In a letter to DEC Regional Permit Administrator Roger Evans on July 18, Southampton Town Supervisor Jay Schneiderman wrote, “Mineral mining is not a permitted use in any zoning category in the Town of Southampton. Therefore, the answer as to whether local zoning laws or ordinances prohibit mining uses within the area proposed to be mined is ‘yes.’”

Sand Land objected to Mr. Schneiderman’s letter, saying in a letter to Mr. Evans that it “failed to answer whether mining is prohibited at the premises and failed to provide documentation supporting the Supervisor’s determination.”

However, the objection did not influence the judge’s decision.
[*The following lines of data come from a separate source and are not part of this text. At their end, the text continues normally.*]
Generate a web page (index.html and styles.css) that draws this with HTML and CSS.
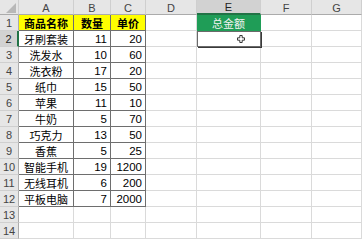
FILE: index.html
```html
<!DOCTYPE html>
<html lang="zh">
<head>
<meta charset="utf-8">
<link rel="stylesheet" href="styles.css">
</head>
<body>
<div class="sheet">
  <div class="hd corner"><svg width="18" height="15" viewBox="0 0 18 15"><polygon points="16,3 16,13 6,13" fill="#b8b8b8"/></svg></div>
  <div class="hd">A</div><div class="hd">B</div><div class="hd">C</div><div class="hd">D</div><div class="hd sel">E</div><div class="hd">F</div><div class="hd">G</div>

  <div class="rh">1</div><div class="c t y b ctr">商品名称</div><div class="c t y b ctr">数量</div><div class="c t y b ctr">单价</div><div class="c"></div><div class="c green ctr">总金额</div><div class="c"></div><div class="c"></div>

  <div class="rh rsel">2</div><div class="c t ctr">牙刷套装</div><div class="c t num">11</div><div class="c t num">20</div><div class="c"></div><div class="c active"><svg class="cursor" width="8" height="8" viewBox="0 0 8 8"><path d="M2.8 0.5h2.4v2.3h2.3v2.4h-2.3v2.3h-2.4v-2.3h-2.3v-2.4h2.3z" fill="#fff" stroke="#222" stroke-width="0.9"/></svg></div><div class="c"></div><div class="c"></div>

  <div class="rh">3</div><div class="c t ctr">洗发水</div><div class="c t num">10</div><div class="c t num">60</div><div class="c"></div><div class="c"></div><div class="c"></div><div class="c"></div>
  <div class="rh">4</div><div class="c t ctr">洗衣粉</div><div class="c t num">17</div><div class="c t num">20</div><div class="c"></div><div class="c"></div><div class="c"></div><div class="c"></div>
  <div class="rh">5</div><div class="c t ctr">纸巾</div><div class="c t num">15</div><div class="c t num">50</div><div class="c"></div><div class="c"></div><div class="c"></div><div class="c"></div>
  <div class="rh">6</div><div class="c t ctr">苹果</div><div class="c t num">11</div><div class="c t num">10</div><div class="c"></div><div class="c"></div><div class="c"></div><div class="c"></div>
  <div class="rh">7</div><div class="c t ctr">牛奶</div><div class="c t num">5</div><div class="c t num">70</div><div class="c"></div><div class="c"></div><div class="c"></div><div class="c"></div>
  <div class="rh">8</div><div class="c t ctr">巧克力</div><div class="c t num">13</div><div class="c t num">50</div><div class="c"></div><div class="c"></div><div class="c"></div><div class="c"></div>
  <div class="rh">9</div><div class="c t ctr">香蕉</div><div class="c t num">5</div><div class="c t num">25</div><div class="c"></div><div class="c"></div><div class="c"></div><div class="c"></div>
  <div class="rh">10</div><div class="c t ctr">智能手机</div><div class="c t num">19</div><div class="c t num">1200</div><div class="c"></div><div class="c"></div><div class="c"></div><div class="c"></div>
  <div class="rh">11</div><div class="c t ctr">无线耳机</div><div class="c t num">6</div><div class="c t num">200</div><div class="c"></div><div class="c"></div><div class="c"></div><div class="c"></div>
  <div class="rh">12</div><div class="c t ctr">平板电脑</div><div class="c t num">7</div><div class="c t num">2000</div><div class="c"></div><div class="c"></div><div class="c"></div><div class="c"></div>
  <div class="rh">13</div><div class="c"></div><div class="c"></div><div class="c"></div><div class="c"></div><div class="c"></div><div class="c"></div><div class="c"></div>
  <div class="rh">14</div><div class="c"></div><div class="c"></div><div class="c"></div><div class="c"></div><div class="c"></div><div class="c"></div><div class="c"></div>
</div>
</body>
</html>
```
FILE: styles.css
```css
html, body {
  margin: 0;
  padding: 0;
  background: #ffffff;
  overflow: hidden;
}
.sheet {
  display: grid;
  grid-template-columns: 19px 55px 37px 35px 51px 64px 51px 50px;
  grid-template-rows: 15px;
  grid-auto-rows: 16px;
  width: 362px;
  font-family: "Liberation Sans", "Noto Sans CJK SC", sans-serif;
  font-size: 11px;
  color: #000;
}
.sheet > div {
  box-sizing: border-box;
  display: flex;
  align-items: center;
  overflow: hidden;
  white-space: nowrap;
}
.hd {
  background: #e6e6e6;
  border-right: 1px solid #cfcfcf;
  border-bottom: 1px solid #ababab;
  justify-content: center;
  color: #444;
  font-size: 11px;
  padding-top: 1px;
}
.hd.corner {
  padding: 0;
  align-items: stretch;
}
.hd.sel {
  background: #d2d2d2;
  border-bottom: 2px solid #217346;
  color: #222;
}
.rh {
  background: #e6e6e6;
  border-right: 1px solid #ababab;
  border-bottom: 1px solid #cfcfcf;
  justify-content: center;
  color: #444;
  font-size: 11px;
}
.rh.rsel {
  background: #d2d2d2;
  border-right: 2px solid #217346;
  color: #222;
}
.c {
  border-right: 1px solid #dadada;
  border-bottom: 1px solid #dadada;
  padding: 0 3px;
}
.c.t {
  border-right-color: #6e6e6e;
  border-bottom-color: #6e6e6e;
}
.y {
  background: #ffff00;
}
.b {
  font-weight: bold;
}
.ctr {
  justify-content: center;
}
.num {
  justify-content: flex-end;
  font-size: 11.5px;
}
.green {
  background: #1f9d57;
  color: #f2f2f2;
  border-right-color: #1f9d57;
  border-bottom-color: #1f9d57;
}
.active {
  position: relative;
  outline: 1px solid #6a6a6a;
  outline-offset: -1px;
  box-shadow: 1px 1px 0 #3a3a3a;
  z-index: 1;
}
.cursor {
  position: absolute;
  left: 40px;
  top: 4px;
}
```
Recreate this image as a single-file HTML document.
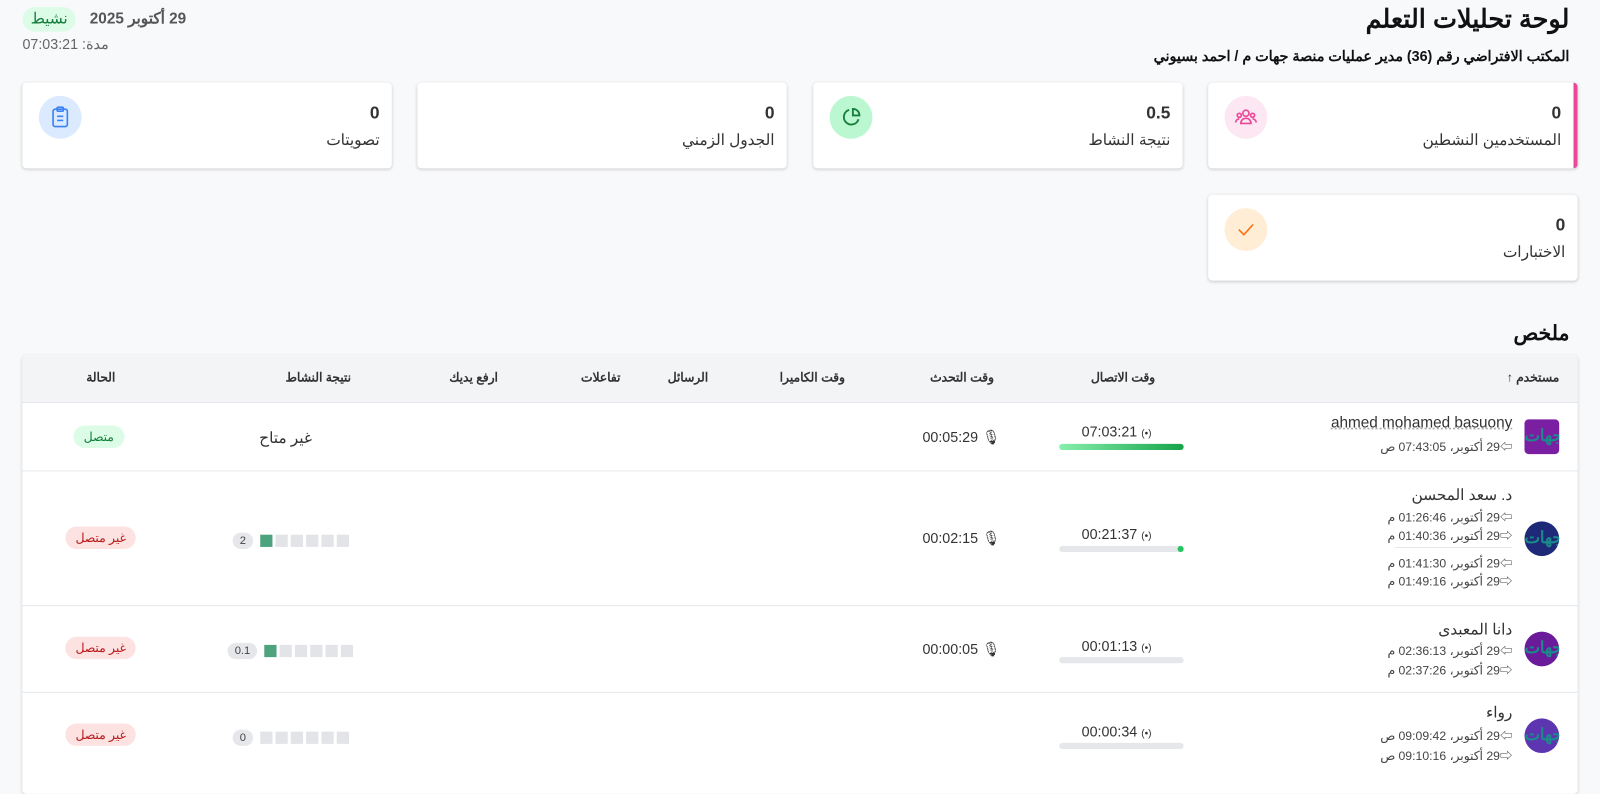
<!DOCTYPE html>
<html lang="ar"><head><meta charset="utf-8">
<style>
*{box-sizing:border-box;margin:0;padding:0}
html,body{width:1600px;height:773px;overflow:hidden;background:#f8f9fb}
body{font-family:"Liberation Sans","Noto Sans CJK SC",sans-serif;color:#222}
#w{position:absolute;left:0;top:0;width:1568px;height:758px;transform:scale(1.020408);transform-origin:0 0}
.a{position:absolute}
.r{direction:rtl}
.card{position:absolute;background:#fff;border-radius:4px;box-shadow:0 1px 3px rgba(0,0,0,.18);height:84px;width:362px}
.card .v{position:absolute;right:12px;top:20px;font-size:17px;font-weight:bold;color:#333}
.card .l{position:absolute;right:12px;top:47px;font-size:15px;color:#333;direction:rtl}
.ic{position:absolute;left:16px;top:13px;width:42px;height:42px;border-radius:50%;display:flex;align-items:center;justify-content:center}
.tbl{position:absolute;left:22px;top:348px;width:1524px;height:430px;background:#fff;box-shadow:0 1px 3px rgba(0,0,0,.15);border-radius:4px;overflow:hidden}
.th{position:absolute;top:0;height:44px;line-height:44px;font-size:12px;font-weight:bold;color:#333;direction:rtl}
.row{position:absolute;left:0;width:1524px;border-top:1px solid #e6e8ec}
.pill{position:absolute;border-radius:12px;font-size:12px;padding:0 10px;height:22px;line-height:22px;direction:rtl}
.off{background:#fde2e2;color:#b91c1c}
.on{background:#dcfce7;color:#15803d}
.bar{position:absolute;width:122px;height:6px;border-radius:3px;background:#e5e7eb}
.t{position:absolute;font-size:14px;color:#333}
.sm{position:absolute;font-size:12px;color:#444;direction:rtl}
.av{position:absolute;width:34px;height:34px;overflow:hidden;font-size:16px;font-weight:bold;color:#1a8a8a;line-height:34px;text-align:center}
.sq{display:inline-block;width:12px;height:12px;background:#e3e4e8;margin-left:3px;vertical-align:middle}
.sc{position:absolute;display:flex;align-items:center;direction:ltr}
.sc .b{background:#e5e7eb;border-radius:9px;font-size:11px;color:#444;padding:0 7px;height:16px;line-height:16px;margin-right:4px}
</style></head><body><div id="w">
<div class="a r" style="right:30px;top:4px;font-size:25px;font-weight:bold;color:#111">لوحة تحليلات التعلم</div>
<div class="a r" style="right:30px;top:47px;font-size:14px;font-weight:bold;color:#111">المكتب الافتراضي رقم (36) مدير عمليات منصة جهات م / احمد بسيوني</div>
<div class="a" style="left:22px;top:7px;height:24px;line-height:24px;background:#dcfce7;color:#15803d;border-radius:12px;padding:0 8px;font-size:15px">نشيط</div>
<div class="a r" style="left:88px;top:9px;font-size:15px;font-weight:bold;color:#555">29 أكتوبر 2025</div>
<div class="a r" style="left:22px;top:35px;font-size:14px;color:#666">مدة: 07:03:21</div>

<div class="card" style="left:1184px;top:81px;border-right:4px solid #ec4899"><div class="v">0</div><div class="l">المستخدمين النشطين</div>
<div class="ic" style="background:#fce7f3"><svg width="24" height="24" viewBox="0 0 24 24" fill="none" stroke="#ec4899" stroke-width="1.6"><circle cx="12" cy="8" r="3"/><circle cx="5.5" cy="10" r="2"/><circle cx="18.5" cy="10" r="2"/><path d="M7 18c0-3 2-5 5-5s5 2 5 5z M2 17c0-2 1.5-3.5 3.5-3.5 M22 17c0-2-1.5-3.5-3.5-3.5"/></svg></div></div>
<div class="card" style="left:797px;top:81px"><div class="v">0.5</div><div class="l">نتيجة النشاط</div>
<div class="ic" style="background:#bbf7d0"><svg width="22" height="22" viewBox="0 0 24 24" fill="none" stroke="#15803d" stroke-width="2"><path d="M20 14A8 8 0 1 1 10 4"/><path d="M14 3v7h7a7 7 0 0 0-7-7z"/></svg></div></div>
<div class="card" style="left:409px;top:81px"><div class="v">0</div><div class="l">الجدول الزمني</div></div>
<div class="card" style="left:22px;top:81px"><div class="v">0</div><div class="l">تصويتات</div>
<div class="ic" style="background:#dbeafe"><svg width="20" height="22" viewBox="0 0 20 22" fill="none" stroke="#3b82f6" stroke-width="1.6"><rect x="3" y="3" width="14" height="17" rx="2"/><rect x="7" y="1" width="6" height="4" rx="1"/><path d="M7 10h6M7 14h6"/></svg></div></div>
<div class="card" style="left:1184px;top:191px"><div class="v">0</div><div class="l">الاختبارات</div>
<div class="ic" style="background:#ffedd5"><svg width="20" height="20" viewBox="0 0 20 20" fill="none" stroke="#f97316" stroke-width="1.6"><path d="M3 10l5 5 9-10"/></svg></div></div>

<div class="a r" style="right:30px;top:314px;font-size:20px;font-weight:bold;color:#111">ملخص</div>

<div class="tbl">
<div style="position:absolute;left:0;top:0;width:1524px;height:46px;background:#f3f4f6"></div>
<div class="th" style="right:18px">مستخدم ↑</div>
<div class="th" style="right:414px">وقت الاتصال</div>
<div class="th" style="right:572px">وقت التحدث</div>
<div class="th" style="right:718px">وقت الكاميرا</div>
<div class="th" style="right:852px">الرسائل</div>
<div class="th" style="right:938px">تفاعلات</div>
<div class="th" style="right:1058px">ارفع يديك</div>
<div class="th" style="right:1202px">نتيجة النشاط</div>
<div class="th" style="right:1433px">الحالة</div>

<div class="row" style="top:46px;height:67px">
<div class="av" style="right:18px;top:16px;background:#7b1fa2;border-radius:4px">جهات</div>
<div class="t" style="right:64px;top:11px;font-size:15px;text-decoration:underline dotted #aaa">ahmed mohamed basuony</div>
<div class="sm" style="right:64px;top:34px">⇦29 أكتوبر، 07:43:05 ص</div>
<div class="t" style="left:1038px;top:20px">07:03:21 <span style="font-size:10px">(•)</span></div>
<div class="bar" style="left:1016px;top:40px;background:linear-gradient(90deg,#86efac,#16a34a)"></div>
<div class="t" style="left:882px;top:25px">00:05:29 🎙</div>
<div class="t" style="left:232px;top:25px;font-size:15px;direction:rtl">غير متاح</div>
<div class="pill on" style="left:50px;top:22px">متصل</div>
</div>

<div class="row" style="top:113px;height:132px">
<div class="av" style="right:18px;top:49px;background:#1e2a78;border-radius:50%">جهات</div>
<div class="t" style="right:64px;top:14px;font-size:15px;direction:rtl">د. سعد المحسن</div>
<div class="sm" style="right:64px;top:36px">⇦29 أكتوبر، 01:26:46 م</div>
<div class="sm" style="right:64px;top:54px">⇨29 أكتوبر، 01:40:36 م</div>
<div style="position:absolute;right:64px;top:74px;width:115px;border-top:1px solid #e5e7eb"></div>
<div class="sm" style="right:64px;top:81px">⇦29 أكتوبر، 01:41:30 م</div>
<div class="sm" style="right:64px;top:99px">⇨29 أكتوبر، 01:49:16 م</div>
<div class="t" style="left:1038px;top:53px">00:21:37 <span style="font-size:10px">(•)</span></div>
<div class="bar" style="left:1016px;top:73px"><div style="position:absolute;right:0;width:6px;height:6px;background:#22c55e;border-radius:3px"></div></div>
<div class="t" style="left:882px;top:57px">00:02:15 🎙</div>
<div class="sc" style="left:206px;top:60px"><span class="b">2</span><span class="sq" style="background:#4ca37e"></span><span class="sq"></span><span class="sq"></span><span class="sq"></span><span class="sq"></span><span class="sq"></span></div>
<div class="pill off" style="left:42px;top:54px">غير متصل</div>
</div>

<div class="row" style="top:245px;height:85px">
<div class="av" style="right:18px;top:25px;background:#6a1b9a;border-radius:50%">جهات</div>
<div class="t" style="right:64px;top:14px;font-size:15px;direction:rtl">دانا المعبدى</div>
<div class="sm" style="right:64px;top:35px">⇦29 أكتوبر، 02:36:13 م</div>
<div class="sm" style="right:64px;top:54px">⇨29 أكتوبر، 02:37:26 م</div>
<div class="t" style="left:1038px;top:31px">00:01:13 <span style="font-size:10px">(•)</span></div>
<div class="bar" style="left:1016px;top:50px"></div>
<div class="t" style="left:882px;top:34px">00:00:05 🎙</div>
<div class="sc" style="left:201px;top:36px"><span class="b">0.1</span><span class="sq" style="background:#4ca37e"></span><span class="sq"></span><span class="sq"></span><span class="sq"></span><span class="sq"></span><span class="sq"></span></div>
<div class="pill off" style="left:42px;top:30px">غير متصل</div>
</div>

<div class="row" style="top:330px;height:100px">
<div class="av" style="right:18px;top:25px;background:#5e35b1;border-radius:50%">جهات</div>
<div class="t" style="right:64px;top:10px;font-size:15px;direction:rtl">رواء</div>
<div class="sm" style="right:64px;top:33px">⇦29 أكتوبر، 09:09:42 ص</div>
<div class="sm" style="right:64px;top:53px">⇨29 أكتوبر، 09:10:16 ص</div>
<div class="t" style="left:1038px;top:30px">00:00:34 <span style="font-size:10px">(•)</span></div>
<div class="bar" style="left:1016px;top:49px"></div>
<div class="sc" style="left:206px;top:36px"><span class="b">0</span><span class="sq"></span><span class="sq"></span><span class="sq"></span><span class="sq"></span><span class="sq"></span><span class="sq"></span></div>
<div class="pill off" style="left:42px;top:30px">غير متصل</div>
</div>
</div>
</div></body></html>
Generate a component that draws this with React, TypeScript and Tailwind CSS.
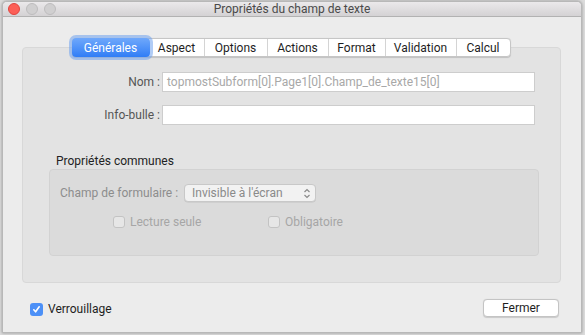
import React from "react";

const tabs = [
  { label: "Générales", w: "w-[78px]" },
  { label: "Aspect", w: "w-[54px]" },
  { label: "Options", w: "w-[63px]" },
  { label: "Actions", w: "w-[61px]" },
  { label: "Format", w: "w-[57px]" },
  { label: "Validation", w: "w-[71px]" },
  { label: "Calcul", w: "w-[54px]" },
];

export default function App() {
  return (
    <div
      className="w-[585px] h-[335px] bg-[#dcdcdc] overflow-hidden"
      style={{ fontFamily: "Roboto, 'Liberation Sans', sans-serif" }}
    >
      <div className="ml-[2px] mt-[1px] w-[580px] h-[332px] flex flex-col bg-[#ececec] border border-[#b8b8b8] rounded-t-[5px] shadow-[0_0_3px_rgba(0,0,0,0.35)] overflow-hidden">
        {/* title bar */}
        <div className="relative h-[15px] shrink-0 flex items-center justify-center bg-gradient-to-b from-[#ebe9eb] to-[#d4d2d4] border-b border-[#b2b2b2]">
          <div className="absolute left-[5px] top-[1px] flex gap-[6px]">
            <div className="w-[12px] h-[12px] rounded-full bg-[#fc5f57] border border-[#e0443e]" />
            <div className="w-[12px] h-[12px] rounded-full bg-[#d0cfd0] border border-[#bdbcbd]" />
            <div className="w-[12px] h-[12px] rounded-full bg-[#d0cfd0] border border-[#bdbcbd]" />
          </div>
          <span className="text-[12px] leading-none text-[#4a4a4a]">Propriétés du champ de texte</span>
        </div>

        {/* body */}
        <div className="flex-1 flex flex-col pt-[21px] px-[19px]">
          {/* tabs */}
          <div className="relative z-10 flex justify-center mb-[-10px] pr-[2px]">
            <div className="flex h-[19px] rounded-[4px] bg-white border border-[#c6c6c6] shadow-[0_0.5px_1px_rgba(0,0,0,0.15)]">
              {tabs.map((t, i) =>
                i === 0 ? (
                  <div
                    key={t.label}
                    className={`${t.w} -my-[1px] -ml-[1px] flex items-center justify-center rounded-[4px] bg-gradient-to-b from-[#6fa8fb] to-[#2f7df6] text-white text-[12px] shadow-[0_0_0_3px_rgba(112,162,238,0.55)]`}
                  >
                    {t.label}
                  </div>
                ) : (
                  <div
                    key={t.label}
                    className={`${t.w} flex items-center justify-center text-[12px] text-[#1e1e1e] ${i > 1 ? "border-l border-[#d4d4d4]" : ""}`}
                  >
                    {t.label}
                  </div>
                )
              )}
            </div>
          </div>

          {/* panel */}
          <div className="w-[539px] h-[236px] bg-[#e3e3e3] border border-[#d8d8d8] rounded-[4px] pt-[24px] pr-[25px] flex flex-col">
            <div className="flex items-center h-[20px]">
              <div className="w-[139px] text-right pr-[2px] text-[12px] text-[#555]">Nom :</div>
              <div className="flex-1 h-[20px] bg-white border border-[#cdcdcd] flex items-center px-[4px] text-[12px] text-[#a8a8a8]">
                topmostSubform[0].Page1[0].Champ_de_texte15[0]
              </div>
            </div>
            <div className="flex items-center h-[20px] mt-[13px]">
              <div className="w-[139px] text-right pr-[2px] text-[12px] text-[#555]">Info-bulle :</div>
              <div className="flex-1 h-[20px] bg-white border border-[#cdcdcd]" />
            </div>

            <div className="ml-[33px] mt-[29px] text-[12px] leading-[14px] text-[#222]">Propriétés communes</div>
            <div className="ml-[26px] mt-[1px] w-[490px] h-[87px] bg-[#dbdbdb] border border-[#d2d2d2] rounded-[4px] pt-[14px] pl-[10px]">
              <div className="flex items-center">
                <span className="w-[124px] shrink-0 text-[12px] text-[#8d8d8d]">Champ de formulaire :</span>
                <div className="w-[132px] h-[18px] bg-[#f2f2f2] border border-[#c8c8c8] rounded-[4px] flex items-center justify-between pl-[7px] pr-[4px] shadow-[0_0.5px_0.5px_rgba(0,0,0,0.1)]">
                  <span className="text-[12px] text-[#8a8a8a]">Invisible à l'écran</span>
                  <svg width="8" height="11" viewBox="0 0 8 11" fill="none" stroke="#8a8a8a" strokeWidth="1.2">
                    <path d="M1.5 4 L4 1.5 L6.5 4" />
                    <path d="M1.5 7 L4 9.5 L6.5 7" />
                  </svg>
                </div>
              </div>
              <div className="flex items-center mt-[11px] ml-[53px]">
                <div className="w-[155px] flex items-center">
                  <div className="w-[12px] h-[12px] rounded-[3px] border border-[#c3c3c3] bg-[#e6e6e6]" />
                  <span className="ml-[5px] text-[12px] text-[#a6a6a6]">Lecture seule</span>
                </div>
                <div className="flex items-center">
                  <div className="w-[12px] h-[12px] rounded-[3px] border border-[#c3c3c3] bg-[#e6e6e6]" />
                  <span className="ml-[5px] text-[12px] text-[#a6a6a6]">Obligatoire</span>
                </div>
              </div>
            </div>
          </div>

          {/* footer */}
          <div className="flex items-center justify-between mt-[15px] pl-[8px] pr-[3px]">
            <div className="flex items-center mt-[2px]">
              <div className="w-[13px] h-[13px] rounded-[3px] bg-[#4c90f7] flex items-center justify-center">
                <svg width="9" height="9" viewBox="0 0 9 9" fill="none" stroke="white" strokeWidth="1.6" strokeLinecap="round" strokeLinejoin="round">
                  <path d="M1.8 4.8 L3.6 6.8 L7.2 1.8" />
                </svg>
              </div>
              <span className="ml-[5px] text-[12px] text-[#1e1e1e]">Verrouillage</span>
            </div>
            <div className="w-[76px] h-[18px] bg-white border border-[#c4c4c4] rounded-[4px] flex items-center justify-center text-[12px] text-[#1e1e1e] shadow-[0_0.5px_1px_rgba(0,0,0,0.15)]">
              Fermer
            </div>
          </div>
        </div>
      </div>
    </div>
  );
}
“It is another nail in the coffin for this operation and a step further forward for those who don’t want to see expansion,” State Assemblyman Fred W. Thiele Jr. said of the ruling. “This is not the end, but the beginning of the end.”

He has long opposed Sand Land’s operations because of its threat to the community’s drinking water supply, and even appeared at the ruling on Monday on his own behalf.

Mr. Schneiderman said he was also pleased with the ruling. “On the whole, it was a great decision. It reaffirms the town’s position,” he said.

Sand Land can now either appeal the ruling before the January 9 deadline, which can then take several months to process, or go to the Town Zoning Board of Appeals to further inquire into the expansion’s legality. The ZBA would determine if the proposed expansion is authorized under the Town Code without any further town approval, or if a variance is needed before allowing the expansion.

“The wheels of whether it is the courts or administrative law with the DEC, they turn slowly and sometimes too slowly for my liking,” Mr. Thiele said. “The threat to groundwater continues. I would certainly like to see this move along faster.”

He added more in a public statement: “OHMS’s decision is a win for the environment and public health; but the real victory will come when Sand Land is closed permanently and our groundwater is protected.”

Concurrent to this case, the DEC is also seeking to modify Sand Land’s existing permit at its Wainscott Sand and Gravel mine to halt operations. In a statement released on September 11, the DEC stated that it was “seeking to modify this facility’s permit to require the cessation of mining operations and require completion of reclamation within two years.”